Not just same granularity, whatever you map you have to unmap in
whole. map/unmap must be perfectly paired by userspace.
Right, that's what virtio-mem ends up doing by mapping each memory block
(e.g., 2 MiB) separately that could be unmapped separately.
It adds "overhead", but at least you don't run into "no, you cannot
split this region because you would be out of memory/slots" or in the
past issues with concurrent ongoing DMA.
such as converting a small region within a larger
region. To prevent such invalid cases, all
operations are performed with 4K granularity.

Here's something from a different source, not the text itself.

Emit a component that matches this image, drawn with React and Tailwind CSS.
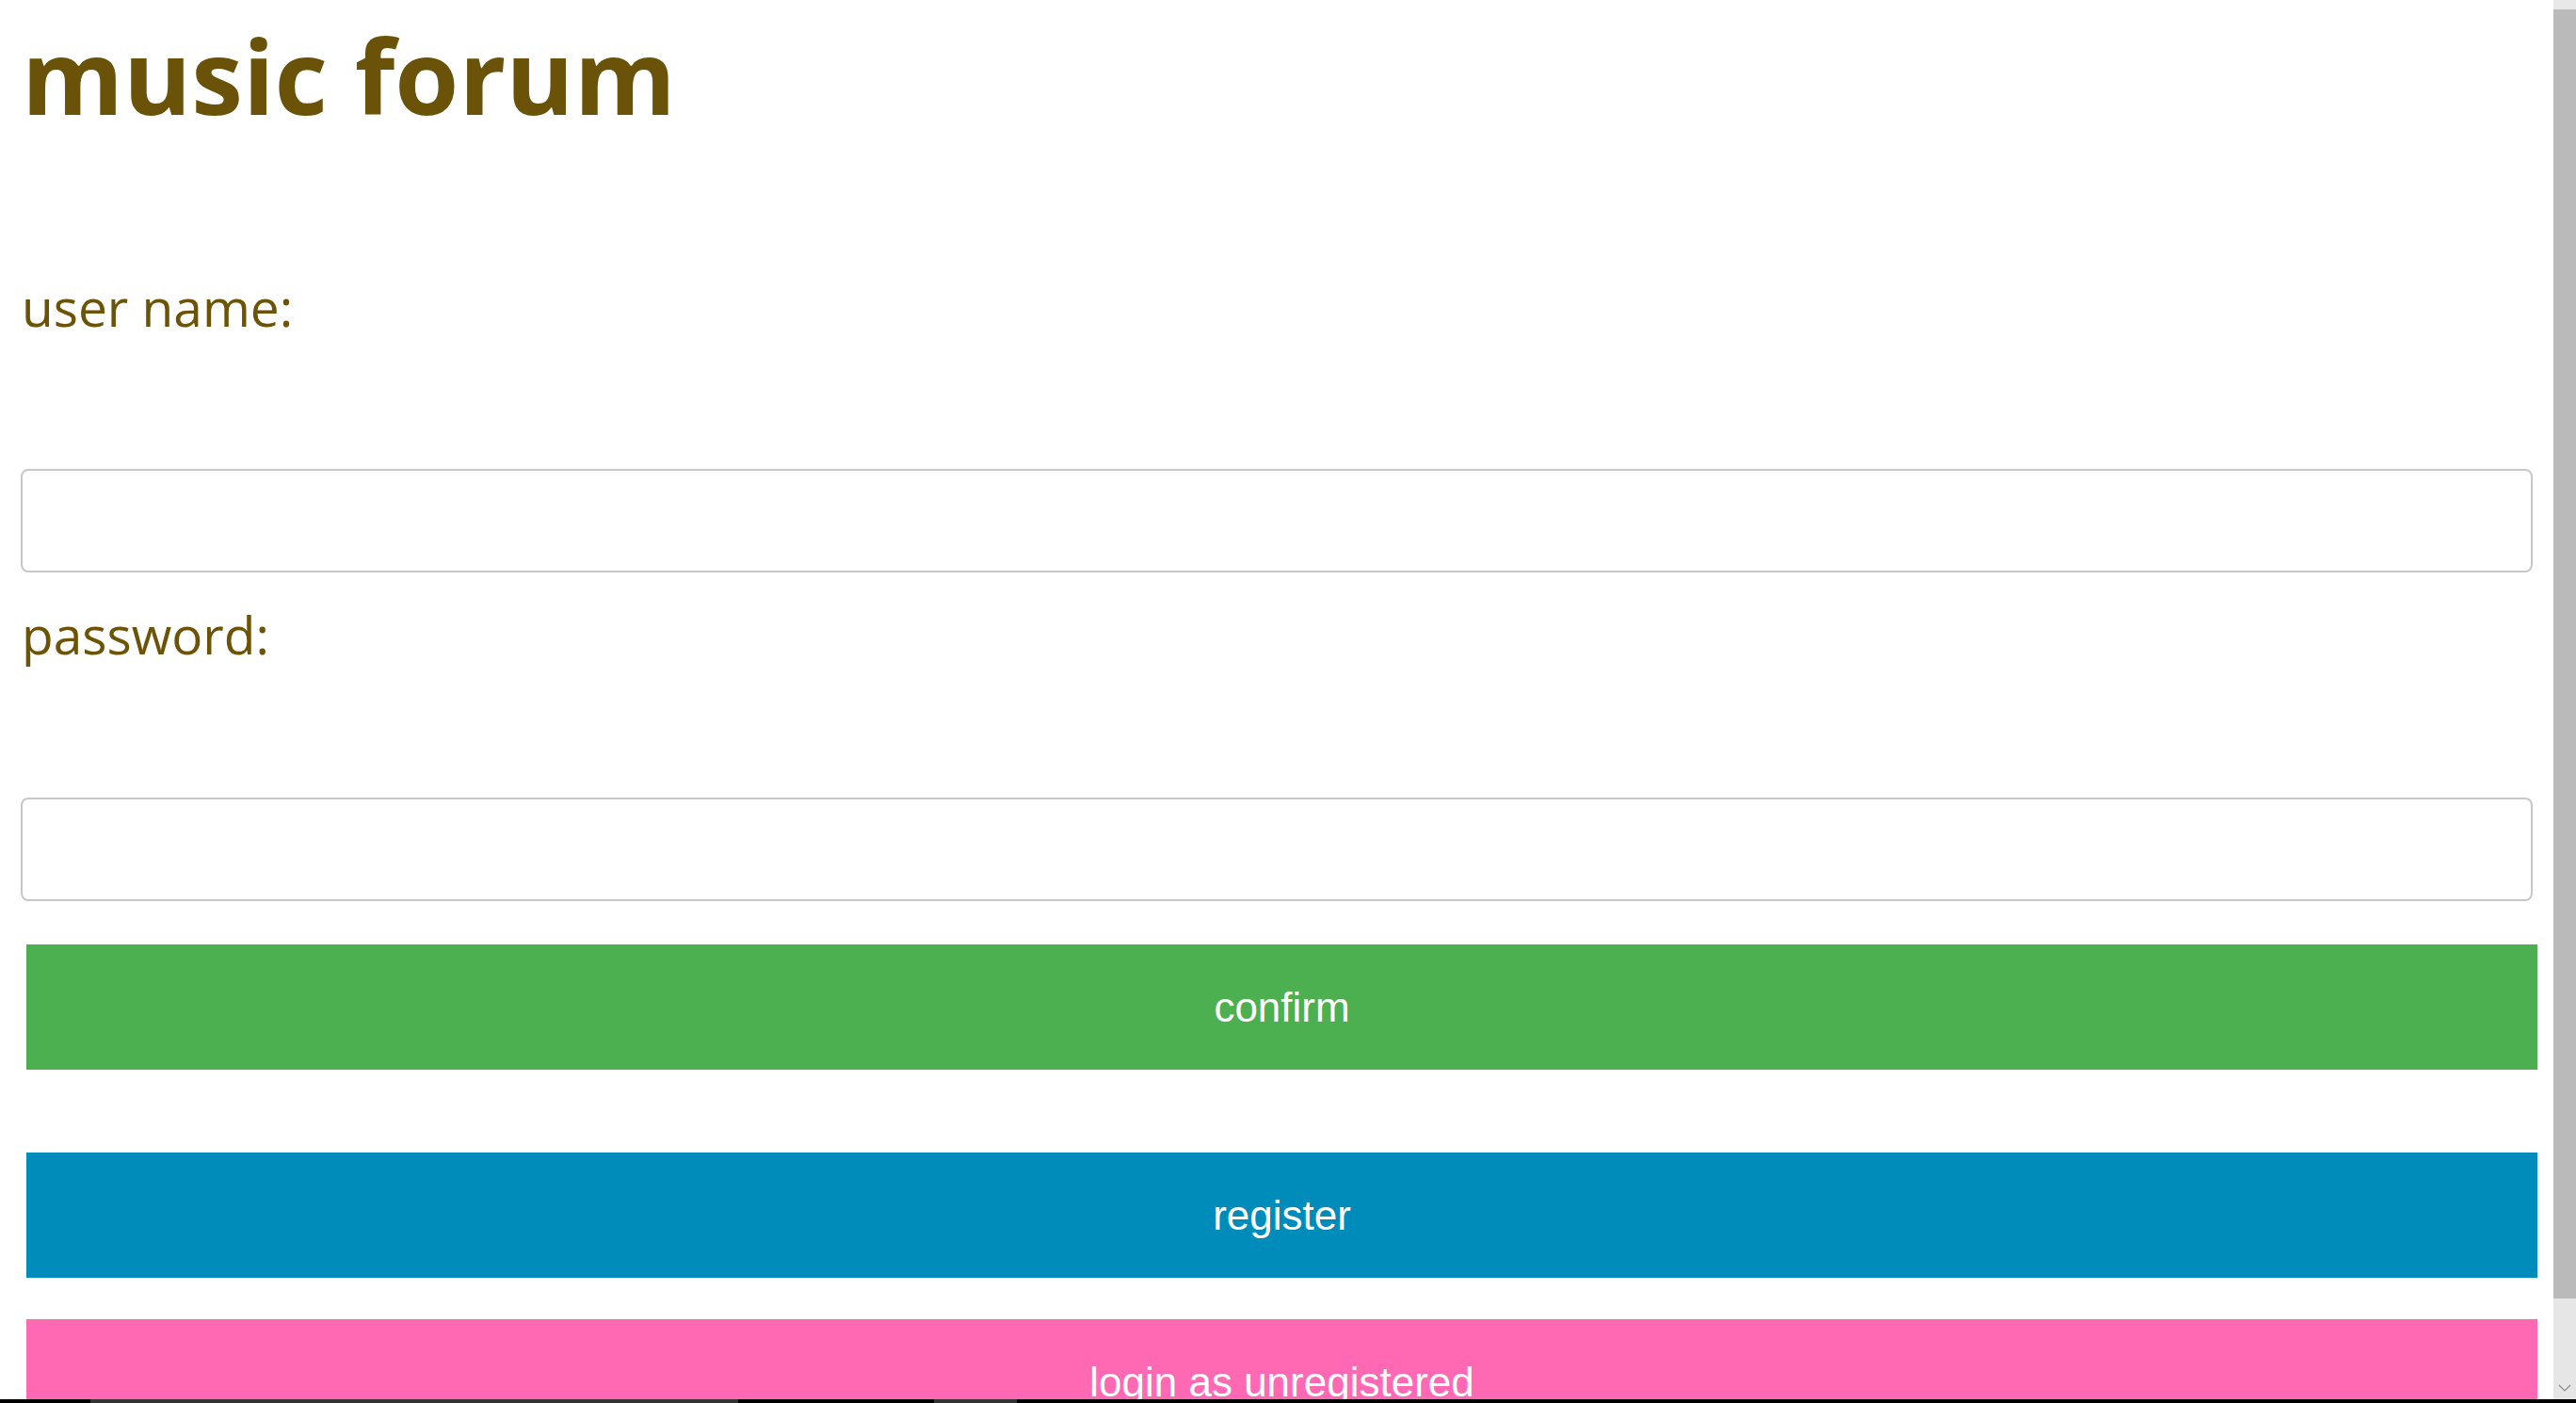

The
possible solutions we can think of are either to
enable VFIO to support partial unmap
Yes, you can do that, but it is aweful for performance everywhere
Absolutely.
In your commit I read:
"Implement the cut operation to be hitless, changes to the page table
during cutting must cause zero disruption to any ongoing DMA. This is
the expectation of the VFIO type 1 uAPI. Hitless requires HW support, it
is incompatible with HW requiring break-before-make."
So I guess that would mean that, depending on HW support, one could
avoid disabling large pages to still allow for atomic cuts / partial
unmaps that don't affect concurrent DMA.
What would be your suggestion here to avoid the "map each 4k page
individually so we can unmap it individually" ? I didn't completely
grasp that, sorry.
From "IIRC you can only trigger split using the VFIO type 1 legacy API.
We would need to formalize split as an IOMMUFD native ioctl.
Nobody should use this stuf through the legacy type 1 API!!!!"
I assume you mean that we can only avoid the 4k map/unmap if we add
proper support to IOMMUFD native ioctl, and not try making it fly
somehow with the legacy type 1 API?
--
Cheers,
David / dhildenb